Leave out the pictures and repeat the rest of the material exactly.

> MATERIAL
________
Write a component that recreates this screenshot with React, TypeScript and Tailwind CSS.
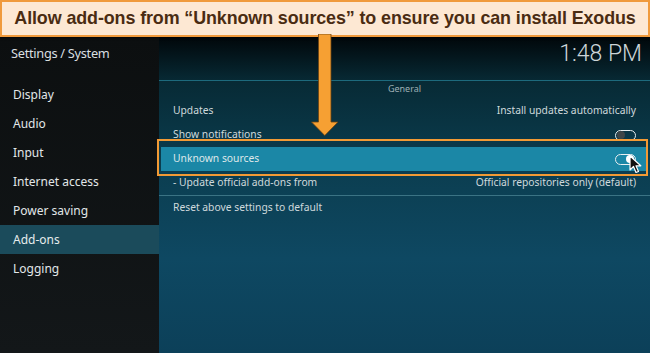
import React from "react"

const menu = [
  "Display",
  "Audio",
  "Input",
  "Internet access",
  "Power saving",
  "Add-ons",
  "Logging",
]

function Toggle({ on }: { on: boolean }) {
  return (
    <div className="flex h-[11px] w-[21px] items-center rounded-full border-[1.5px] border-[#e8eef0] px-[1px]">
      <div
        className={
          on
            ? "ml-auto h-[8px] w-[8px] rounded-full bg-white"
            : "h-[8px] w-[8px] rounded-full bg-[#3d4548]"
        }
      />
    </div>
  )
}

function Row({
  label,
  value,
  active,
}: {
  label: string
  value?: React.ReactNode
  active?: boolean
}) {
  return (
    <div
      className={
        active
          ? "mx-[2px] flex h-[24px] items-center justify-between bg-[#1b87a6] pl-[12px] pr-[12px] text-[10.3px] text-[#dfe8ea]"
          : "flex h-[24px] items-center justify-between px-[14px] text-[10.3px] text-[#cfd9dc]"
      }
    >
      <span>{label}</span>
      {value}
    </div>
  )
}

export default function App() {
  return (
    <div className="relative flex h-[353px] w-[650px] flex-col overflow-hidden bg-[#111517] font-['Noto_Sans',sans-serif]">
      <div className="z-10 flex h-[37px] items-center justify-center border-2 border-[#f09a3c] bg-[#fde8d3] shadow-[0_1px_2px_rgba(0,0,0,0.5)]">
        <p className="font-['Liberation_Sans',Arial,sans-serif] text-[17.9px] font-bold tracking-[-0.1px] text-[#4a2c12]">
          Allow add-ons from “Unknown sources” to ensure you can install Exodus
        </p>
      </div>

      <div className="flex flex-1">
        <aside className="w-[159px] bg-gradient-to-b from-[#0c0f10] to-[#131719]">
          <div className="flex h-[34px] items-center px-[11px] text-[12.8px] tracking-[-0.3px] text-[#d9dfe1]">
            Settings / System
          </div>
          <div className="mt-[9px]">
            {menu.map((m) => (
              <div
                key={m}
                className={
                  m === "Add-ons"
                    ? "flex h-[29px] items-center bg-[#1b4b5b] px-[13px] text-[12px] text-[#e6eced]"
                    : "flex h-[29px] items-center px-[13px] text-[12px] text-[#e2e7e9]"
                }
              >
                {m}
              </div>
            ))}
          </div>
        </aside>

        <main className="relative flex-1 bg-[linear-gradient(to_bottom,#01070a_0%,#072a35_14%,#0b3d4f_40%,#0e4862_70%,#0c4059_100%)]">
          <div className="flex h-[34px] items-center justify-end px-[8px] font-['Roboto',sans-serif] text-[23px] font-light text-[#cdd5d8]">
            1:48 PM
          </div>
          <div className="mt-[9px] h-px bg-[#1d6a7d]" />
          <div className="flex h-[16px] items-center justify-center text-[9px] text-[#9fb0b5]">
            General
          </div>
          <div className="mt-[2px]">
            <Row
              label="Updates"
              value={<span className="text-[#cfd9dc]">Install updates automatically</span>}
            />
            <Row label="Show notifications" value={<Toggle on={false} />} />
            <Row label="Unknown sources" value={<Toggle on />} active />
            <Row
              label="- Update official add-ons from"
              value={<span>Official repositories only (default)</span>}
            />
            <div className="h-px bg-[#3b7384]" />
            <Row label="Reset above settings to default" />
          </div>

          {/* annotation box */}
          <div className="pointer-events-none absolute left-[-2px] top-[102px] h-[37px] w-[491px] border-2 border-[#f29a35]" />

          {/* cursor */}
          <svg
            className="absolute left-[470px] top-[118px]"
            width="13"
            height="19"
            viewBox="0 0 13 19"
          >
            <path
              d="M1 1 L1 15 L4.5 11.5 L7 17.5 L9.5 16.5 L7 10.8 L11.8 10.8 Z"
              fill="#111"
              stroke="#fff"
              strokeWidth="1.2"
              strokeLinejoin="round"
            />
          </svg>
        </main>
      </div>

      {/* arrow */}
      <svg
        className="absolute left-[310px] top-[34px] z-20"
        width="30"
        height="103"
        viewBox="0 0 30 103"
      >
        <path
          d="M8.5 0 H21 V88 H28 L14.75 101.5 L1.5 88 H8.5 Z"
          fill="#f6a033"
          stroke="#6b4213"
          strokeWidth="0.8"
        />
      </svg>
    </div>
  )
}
________
> FULL RESPONSE
Write a component that recreates this screenshot with React, TypeScript and Tailwind CSS.
import React from "react"

const menu = [
  "Display",
  "Audio",
  "Input",
  "Internet access",
  "Power saving",
  "Add-ons",
  "Logging",
]

function Toggle({ on }: { on: boolean }) {
  return (
    <div className="flex h-[11px] w-[21px] items-center rounded-full border-[1.5px] border-[#e8eef0] px-[1px]">
      <div
        className={
          on
            ? "ml-auto h-[8px] w-[8px] rounded-full bg-white"
            : "h-[8px] w-[8px] rounded-full bg-[#3d4548]"
        }
      />
    </div>
  )
}

function Row({
  label,
  value,
  active,
}: {
  label: string
  value?: React.ReactNode
  active?: boolean
}) {
  return (
    <div
      className={
        active
          ? "mx-[2px] flex h-[24px] items-center justify-between bg-[#1b87a6] pl-[12px] pr-[12px] text-[10.3px] text-[#dfe8ea]"
          : "flex h-[24px] items-center justify-between px-[14px] text-[10.3px] text-[#cfd9dc]"
      }
    >
      <span>{label}</span>
      {value}
    </div>
  )
}

export default function App() {
  return (
    <div className="relative flex h-[353px] w-[650px] flex-col overflow-hidden bg-[#111517] font-['Noto_Sans',sans-serif]">
      <div className="z-10 flex h-[37px] items-center justify-center border-2 border-[#f09a3c] bg-[#fde8d3] shadow-[0_1px_2px_rgba(0,0,0,0.5)]">
        <p className="font-['Liberation_Sans',Arial,sans-serif] text-[17.9px] font-bold tracking-[-0.1px] text-[#4a2c12]">
          Allow add-ons from “Unknown sources” to ensure you can install Exodus
        </p>
      </div>

      <div className="flex flex-1">
        <aside className="w-[159px] bg-gradient-to-b from-[#0c0f10] to-[#131719]">
          <div className="flex h-[34px] items-center px-[11px] text-[12.8px] tracking-[-0.3px] text-[#d9dfe1]">
            Settings / System
          </div>
          <div className="mt-[9px]">
            {menu.map((m) => (
              <div
                key={m}
                className={
                  m === "Add-ons"
                    ? "flex h-[29px] items-center bg-[#1b4b5b] px-[13px] text-[12px] text-[#e6eced]"
                    : "flex h-[29px] items-center px-[13px] text-[12px] text-[#e2e7e9]"
                }
              >
                {m}
              </div>
            ))}
          </div>
        </aside>

        <main className="relative flex-1 bg-[linear-gradient(to_bottom,#01070a_0%,#072a35_14%,#0b3d4f_40%,#0e4862_70%,#0c4059_100%)]">
          <div className="flex h-[34px] items-center justify-end px-[8px] font-['Roboto',sans-serif] text-[23px] font-light text-[#cdd5d8]">
            1:48 PM
          </div>
          <div className="mt-[9px] h-px bg-[#1d6a7d]" />
          <div className="flex h-[16px] items-center justify-center text-[9px] text-[#9fb0b5]">
            General
          </div>
          <div className="mt-[2px]">
            <Row
              label="Updates"
              value={<span className="text-[#cfd9dc]">Install updates automatically</span>}
            />
            <Row label="Show notifications" value={<Toggle on={false} />} />
            <Row label="Unknown sources" value={<Toggle on />} active />
            <Row
              label="- Update official add-ons from"
              value={<span>Official repositories only (default)</span>}
            />
            <div className="h-px bg-[#3b7384]" />
            <Row label="Reset above settings to default" />
          </div>

          {/* annotation box */}
          <div className="pointer-events-none absolute left-[-2px] top-[102px] h-[37px] w-[491px] border-2 border-[#f29a35]" />

          {/* cursor */}
          <svg
            className="absolute left-[470px] top-[118px]"
            width="13"
            height="19"
            viewBox="0 0 13 19"
          >
            <path
              d="M1 1 L1 15 L4.5 11.5 L7 17.5 L9.5 16.5 L7 10.8 L11.8 10.8 Z"
              fill="#111"
              stroke="#fff"
              strokeWidth="1.2"
              strokeLinejoin="round"
            />
          </svg>
        </main>
      </div>

      {/* arrow */}
      <svg
        className="absolute left-[310px] top-[34px] z-20"
        width="30"
        height="103"
        viewBox="0 0 30 103"
      >
        <path
          d="M8.5 0 H21 V88 H28 L14.75 101.5 L1.5 88 H8.5 Z"
          fill="#f6a033"
          stroke="#6b4213"
          strokeWidth="0.8"
        />
      </svg>
    </div>
  )
}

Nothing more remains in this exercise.